**GIVEN MATERIAL:**

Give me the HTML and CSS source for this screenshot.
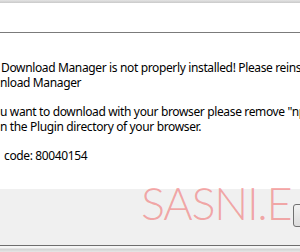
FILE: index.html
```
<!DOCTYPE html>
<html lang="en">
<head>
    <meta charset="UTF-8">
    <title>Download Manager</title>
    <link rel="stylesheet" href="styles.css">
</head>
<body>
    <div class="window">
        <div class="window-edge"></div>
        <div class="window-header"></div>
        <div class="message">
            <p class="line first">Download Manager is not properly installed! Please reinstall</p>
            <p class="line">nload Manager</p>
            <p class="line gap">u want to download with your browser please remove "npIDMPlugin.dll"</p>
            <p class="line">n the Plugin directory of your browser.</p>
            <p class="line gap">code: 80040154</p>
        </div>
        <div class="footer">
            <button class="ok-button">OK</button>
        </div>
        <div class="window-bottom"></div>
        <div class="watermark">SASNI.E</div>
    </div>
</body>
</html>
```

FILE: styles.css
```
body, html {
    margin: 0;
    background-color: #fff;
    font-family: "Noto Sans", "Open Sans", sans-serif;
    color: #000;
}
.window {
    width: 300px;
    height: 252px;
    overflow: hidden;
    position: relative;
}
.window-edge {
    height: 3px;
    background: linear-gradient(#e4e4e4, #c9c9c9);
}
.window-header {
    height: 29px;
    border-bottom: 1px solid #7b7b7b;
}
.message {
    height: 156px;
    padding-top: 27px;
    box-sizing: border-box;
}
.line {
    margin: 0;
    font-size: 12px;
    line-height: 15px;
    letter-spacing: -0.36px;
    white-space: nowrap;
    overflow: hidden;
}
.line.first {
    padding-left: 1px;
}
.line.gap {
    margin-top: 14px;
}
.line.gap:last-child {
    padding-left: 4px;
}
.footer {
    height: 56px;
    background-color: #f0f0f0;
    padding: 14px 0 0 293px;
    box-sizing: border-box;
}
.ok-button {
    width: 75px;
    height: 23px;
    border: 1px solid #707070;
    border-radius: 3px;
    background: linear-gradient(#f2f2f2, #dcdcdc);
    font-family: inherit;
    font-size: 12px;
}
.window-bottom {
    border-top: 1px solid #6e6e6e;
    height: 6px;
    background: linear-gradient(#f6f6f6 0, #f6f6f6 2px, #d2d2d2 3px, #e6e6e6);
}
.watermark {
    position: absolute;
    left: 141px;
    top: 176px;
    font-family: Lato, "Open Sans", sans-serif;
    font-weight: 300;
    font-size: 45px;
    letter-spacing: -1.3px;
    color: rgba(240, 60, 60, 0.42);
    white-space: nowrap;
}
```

**GOAL OF THE EXERCISE:**
Transcribe the material as is, with images omitted.

**OUTPUT BELOW:**
Give me the HTML and CSS source for this screenshot.
FILE: index.html
```
<!DOCTYPE html>
<html lang="en">
<head>
    <meta charset="UTF-8">
    <title>Download Manager</title>
    <link rel="stylesheet" href="styles.css">
</head>
<body>
    <div class="window">
        <div class="window-edge"></div>
        <div class="window-header"></div>
        <div class="message">
            <p class="line first">Download Manager is not properly installed! Please reinstall</p>
            <p class="line">nload Manager</p>
            <p class="line gap">u want to download with your browser please remove "npIDMPlugin.dll"</p>
            <p class="line">n the Plugin directory of your browser.</p>
            <p class="line gap">code: 80040154</p>
        </div>
        <div class="footer">
            <button class="ok-button">OK</button>
        </div>
        <div class="window-bottom"></div>
        <div class="watermark">SASNI.E</div>
    </div>
</body>
</html>
```

FILE: styles.css
```
body, html {
    margin: 0;
    background-color: #fff;
    font-family: "Noto Sans", "Open Sans", sans-serif;
    color: #000;
}
.window {
    width: 300px;
    height: 252px;
    overflow: hidden;
    position: relative;
}
.window-edge {
    height: 3px;
    background: linear-gradient(#e4e4e4, #c9c9c9);
}
.window-header {
    height: 29px;
    border-bottom: 1px solid #7b7b7b;
}
.message {
    height: 156px;
    padding-top: 27px;
    box-sizing: border-box;
}
.line {
    margin: 0;
    font-size: 12px;
    line-height: 15px;
    letter-spacing: -0.36px;
    white-space: nowrap;
    overflow: hidden;
}
.line.first {
    padding-left: 1px;
}
.line.gap {
    margin-top: 14px;
}
.line.gap:last-child {
    padding-left: 4px;
}
.footer {
    height: 56px;
    background-color: #f0f0f0;
    padding: 14px 0 0 293px;
    box-sizing: border-box;
}
.ok-button {
    width: 75px;
    height: 23px;
    border: 1px solid #707070;
    border-radius: 3px;
    background: linear-gradient(#f2f2f2, #dcdcdc);
    font-family: inherit;
    font-size: 12px;
}
.window-bottom {
    border-top: 1px solid #6e6e6e;
    height: 6px;
    background: linear-gradient(#f6f6f6 0, #f6f6f6 2px, #d2d2d2 3px, #e6e6e6);
}
.watermark {
    position: absolute;
    left: 141px;
    top: 176px;
    font-family: Lato, "Open Sans", sans-serif;
    font-weight: 300;
    font-size: 45px;
    letter-spacing: -1.3px;
    color: rgba(240, 60, 60, 0.42);
    white-space: nowrap;
}
```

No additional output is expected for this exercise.